Still trying to determine what the results of what this election mean. I for one thought that Kerry was going to win a slight victory, and the only way Bush was going to win was going to be an electoral college victory, not a popular vote victory. I was of course very much so in error.
The election being an high turnout election with massive voter registration drives convinced me that the high turnout will help Kerry, and hurt Bush in the swing states, and the early returns confirmed this, but as the numbers continued to come in, I was surprised to say the least, but in retrospect, I should not have been.
The previous conventional wisdom was that high turnout elections help Democrats, but going though previous presidential elections, while a high turnout helped JFK in 60, and the 74 and 82 mid term elections became Democratic blowouts with a high turnout, since then, it seems that lower turnout has either been a wash or even a negative for Democrats. In 92, a high turnout turned out to be a wash for Democrats, though Perot drove most of the higher turnout. In the 94 and 02 midterms, a high turnout helped the GOP rather than the Democrats, while the low turnout 98 mid terms did the opposite. The 96 presidential election had the lowest turnout where Clinton was re elected.
I am not one who will say Bush has a mandate, but the fact he has 60 million + votes, and the Democrats threw everything they got to increase turnout, and the GOP has 94 like numbers in the congressional races in a high turnout election says that pundits have to rethink their math in terms of elections. 51% is still 51%, a close election that was driven but outside groups and events that for the most part broke Mr. Bushs way, but getting 51% of an election that had 60% Voting age population turnout vs a more typical 50% VAP turnout is a little different.

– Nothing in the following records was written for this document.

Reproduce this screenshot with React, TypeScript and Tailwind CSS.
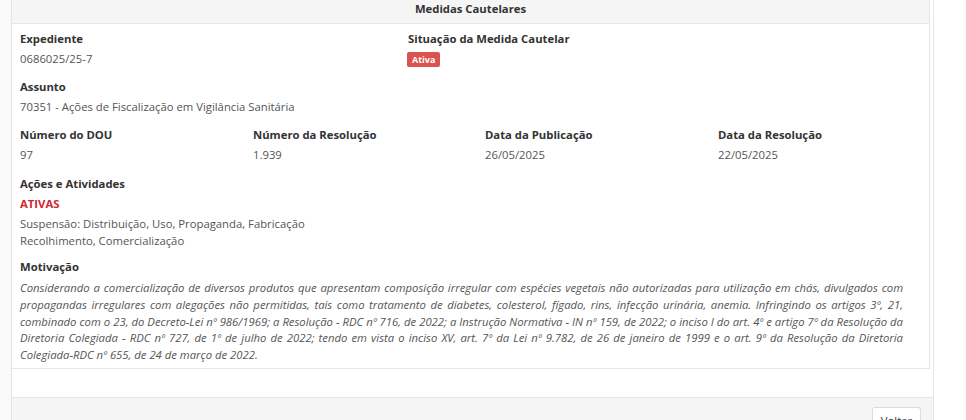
import React from "react";

const Label = ({ children }: { children: React.ReactNode }) => (
  <div className="text-[11.3px] leading-[17px] font-bold text-[#333]">{children}</div>
);
const Value = ({ children }: { children: React.ReactNode }) => (
  <div className="mt-[3px] text-[11.3px] leading-[17px] text-[#555]">{children}</div>
);

export default function App() {
  return (
    <div className="w-[966px] h-[420px] bg-white overflow-hidden font-['Open_Sans',sans-serif] flex">
      <div className="w-[11px] h-full bg-[#f9f9f9]" />
      <div className="w-[923px] h-full border-l border-r border-[#e6e6e6] flex flex-col">
        <div className="shrink-0 mr-[3px] border-r border-b border-[#e6e6e6]">
          <div className="h-[24px] bg-[#f5f5f5] border-b border-[#e6e6e6] text-center text-[11.3px] leading-[18px] font-bold text-[#333]">
            Medidas Cautelares
          </div>
          <div className="pl-[8px] pt-[6px] pb-[4px]">
            <div className="flex">
              <div className="w-[388px]">
                <Label>Expediente</Label>
                <Value>0686025/25-7</Value>
              </div>
              <div>
                <Label>Situação da Medida Cautelar</Label>
                <div className="mt-[5px] h-[15px] flex">
                  <span className="inline-flex items-center -ml-[1px] h-[15px] px-[5px] rounded-[2px] bg-[#d9534f] text-white text-[9px] font-bold leading-none">
                    Ativa
                  </span>
                </div>
              </div>
            </div>
            <div className="mt-[11px]">
              <Label>Assunto</Label>
              <Value>70351 - Ações de Fiscalização em Vigilância Sanitária</Value>
            </div>
            <div className="mt-[11px] grid grid-cols-[233px_232px_233px_233px]">
              <div>
                <Label>Número do DOU</Label>
                <Value>97</Value>
              </div>
              <div>
                <Label>Número da Resolução</Label>
                <Value>1.939</Value>
              </div>
              <div>
                <Label>Data da Publicação</Label>
                <Value>26/05/2025</Value>
              </div>
              <div>
                <Label>Data da Resolução</Label>
                <Value>22/05/2025</Value>
              </div>
            </div>
            <div className="mt-[12px]">
              <Label>Ações e Atividades</Label>
              <div className="mt-[3px] text-[11.3px] leading-[17px] font-bold text-[#d0262f]">ATIVAS</div>
              <div className="mt-[3px] text-[11.3px] leading-[17px] text-[#555]">
                <div>Suspensão: Distribuição, Uso, Propaganda, Fabricação</div>
                <div>Recolhimento, Comercialização</div>
              </div>
            </div>
            <div className="mt-[9px]">
              <Label>Motivação</Label>
              <p className="mt-[5px] w-[883px] text-[11.3px] leading-[16.8px] italic text-[#555] text-justify">
                Considerando a comercialização de diversos produtos que apresentam composição irregular com espécies vegetais não autorizadas para utilização em chás, divulgados com propagandas irregulares com alegações não permitidas, tais como tratamento de diabetes, colesterol, fígado, rins, infecção urinária, anemia. Infringindo os artigos 3º, 21, combinado com o 23, do Decreto-Lei nº 986/1969; a Resolução - RDC nº 716, de 2022; a Instrução Normativa - IN nº 159, de 2022; o inciso I do art. 4º e artigo 7º da Resolução da Diretoria Colegiada - RDC nº 727, de 1º de julho de 2022; tendo em vista o inciso XV, art. 7º da Lei nº 9.782, de 26 de janeiro de 1999 e o art. 9º da Resolução da Diretoria Colegiada-RDC nº 655, de 24 de março de 2022.
              </p>
            </div>
          </div>
        </div>
        <div className="shrink-0 h-[28px]" />
        <div className="shrink-0 h-[60px] bg-[#f5f5f5] border-t border-[#e6e6e6] flex justify-end pr-[12px] pt-[9px]">
          <button className="w-[49px] h-[28px] bg-white border border-[#dcdcdc] rounded-[3px] text-[11.3px] text-[#333] leading-[17px]">
            Voltar
          </button>
        </div>
      </div>
    </div>
  );
}
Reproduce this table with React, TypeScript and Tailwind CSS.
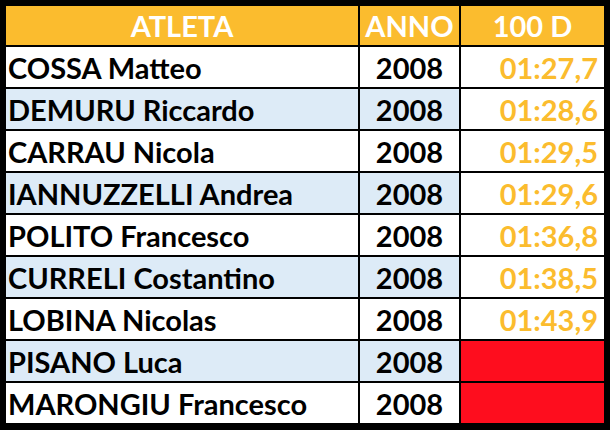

I am curious what has changed that has made higher turnout benifit the GOP?
The answer to this question is relatively simple. Once upon a time, Democrats outnumbered Republicans by a significant margin. So higher turnout simply meant more Democrats going to the polls. It didn't guarantee anything, but it did give them a built-in advantage. In the decades since, Republicans have gained considerable strength and moved into parity with the Democrats among the electorate. Therefore higher turnout merely means more of everybody voting, not just Democrats .
obviously you could still get one-sided elections if one sides base was fired up and the others isn't or if all the swing voters broke one way or the other. But turnout no longer automatically favors Democrats.